Une prise en charge très rapide permet de confirmer le diagnostic et de débuter très vite le traitement en vue de supprimer ou diminuer les lésions cérébrales ; donc les risques de séquelles et de décès (60 000 par an).

. Le diagnostic. Dans l’idéal, il est réalisé dans une UNV spécialisée dans la prise en charge des AVC, 24 heures sur 24, 7 jours sur 7. Son personnel se compose de neurologues, infirmiers, aides-soignantes, kinésithérapeutes, orthophonistes, ergothérapeutes et assistantes sociales. L’affirmation du diagnostic se fait soit par imagerie par résonance magnétique (IRM), soit par scanner en cas d’absence ou d’indisponibilité d’IRM ou pour les patients porteurs de pacemaker.

. Le traitement en phase aiguë. Si le médecin constate, après bilan par imagerie médicale, que l’accident neurovasculaire n’est pas trop grave, qu’il n’y a pas de risque d’hémorragie cérébrale et qu’il s’agit bien d’un AVC ischémique avec persistance des troubles, une thrombolyse peut être réalisée. « Et le plus tôt possible pour une meilleure efficacité », insiste le Dr Bruandet ; c’est-à-dire dans les 4 h 30 maximum après les premiers signes. Le traitement consiste à injecter un médicament dans une veine du bras pour dissoudre le caillot formé dans l’artère du cerveau. « Mais cette technique de référence n’est possible et efficace que dans 15 % des cas, reconnaît le Pr Chollet. La grande majorité des patients ne peuvent en bénéficier, soit parce qu’ils arrivent trop tard dans l’unité spécialisée soit parce qu’ils présentent des contre-indications » (intervention chirurgicale récente ou hémorragie survenue au cours des deux semaines précédentes, prise d’un traitement anticoagulant, AVC hémorragique). « On ne thrombolyse que 5 % des patients en moyenne nationale, constate le Pr Amarenco. 40 % de ceux qui sont traités ainsi récupèrent complètement de leur AVC. Mais il en reste quand même 60 % pour lesquels cela ne marche pas. D’où la nécessité de multiplier les cliniques d’AIT qui permettent d’éviter un AVC ultérieur. »

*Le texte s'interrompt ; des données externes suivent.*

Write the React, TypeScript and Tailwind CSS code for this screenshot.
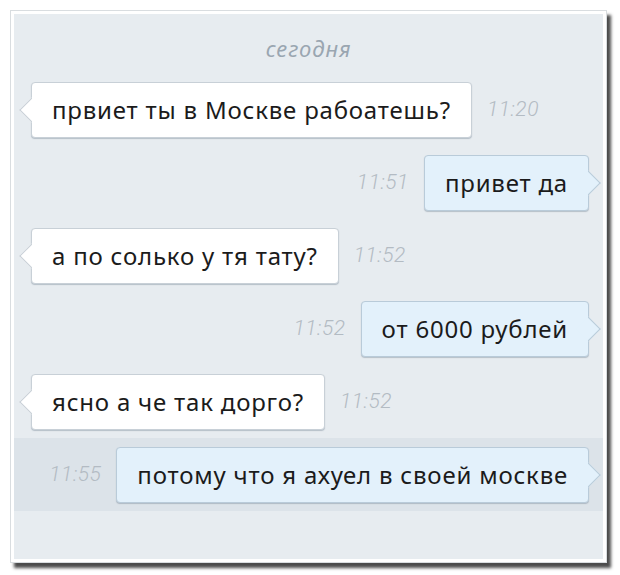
import React from "react";

type Msg = { text: string; time: string; out: boolean; active?: boolean };

const messages: Msg[] = [
  { text: "првиет ты в Москве рабоатешь?", time: "11:20", out: false },
  { text: "привет да", time: "11:51", out: true },
  { text: "а по солько у тя тату?", time: "11:52", out: false },
  { text: "от 6000 рублей", time: "11:52", out: true },
  { text: "ясно а че так дорго?", time: "11:52", out: false },
  { text: "потому что я ахуел в своей москве", time: "11:55", out: true, active: true },
];

function Time({ value }: { value: string }) {
  return (
    <span className="font-['Roboto',sans-serif] text-[21px] font-light italic text-[#b3bbc3] leading-none tracking-[0.5px]">
      {value}
    </span>
  );
}

function Bubble({ msg }: { msg: Msg }) {
  const box = msg.out
    ? "bg-[#e3f1fb] border-[#b9cbd9]"
    : "bg-white border-[#c8d0d7]";
  return (
    <div
      className={`relative flex h-[56px] items-center rounded-[4px] border px-5 shadow-[0_1px_1px_rgba(120,135,150,0.45)] ${box}`}
    >
      <span
        className={`absolute top-1/2 h-[18px] w-[18px] -translate-y-1/2 rotate-45 border ${box} ${
          msg.out
            ? "right-[-9px] border-b-transparent border-l-transparent"
            : "left-[-9px] border-t-transparent border-r-transparent"
        }`}
      />
      <span className="relative font-['Noto_Sans',sans-serif] text-[24px] text-[#1b1b1b] leading-none tracking-[0.8px]">
        {msg.text}
      </span>
    </div>
  );
}

export default function App() {
  return (
    <div className="h-[575px] w-[620px] bg-white pl-[10px] pt-[10px]">
      <div className="h-[553px] w-[597px] border border-[#d9dde0] bg-white p-[3px] shadow-[4px_5px_3px_rgba(0,0,0,0.7)]">
        <div className="flex h-full flex-col bg-[#e7ecf0]">
          <div className="flex h-[59px] items-center justify-center pt-[10px]">
            <span className="font-['Noto_Sans',sans-serif] text-[22px] italic text-[#9aa6b1] tracking-[1px]">
              сегодня
            </span>
          </div>
          {messages.map((m, i) => (
            <div
              key={i}
              className={`flex h-[73px] items-center gap-[15px] ${
                m.out ? "justify-end pr-[14px]" : "pl-[17px]"
              } ${m.active ? "bg-[#dce3e9]" : ""}`}
            >
              {m.out && <Time value={m.time} />}
              <Bubble msg={m} />
              {!m.out && <Time value={m.time} />}
            </div>
          ))}
        </div>
      </div>
    </div>
  );
}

En cas d’impossibilité de thrombolyse, le traitement classique passe par l’hospitalisation dans une UNV pour :

– traiter les facteurs secondaires et aggravants (fièvre, taux de sucre dans le sang trop élevé…) ;

– prévenir les complications associées à l’AVC ou à l’alitement prolongé (phlébite, infection pulmonaire liée à un problème de déglutition, de « fausse route » chez les personnes âgées) ; – donner au patient des médicaments anticoagulants ou antiplaquettaires ;

– mettre en place une rééducation. « La prise en charge, multidisciplinaire, en UNV, diminue la mortalité ou morbidité de 20 % », note le Pr Chollet.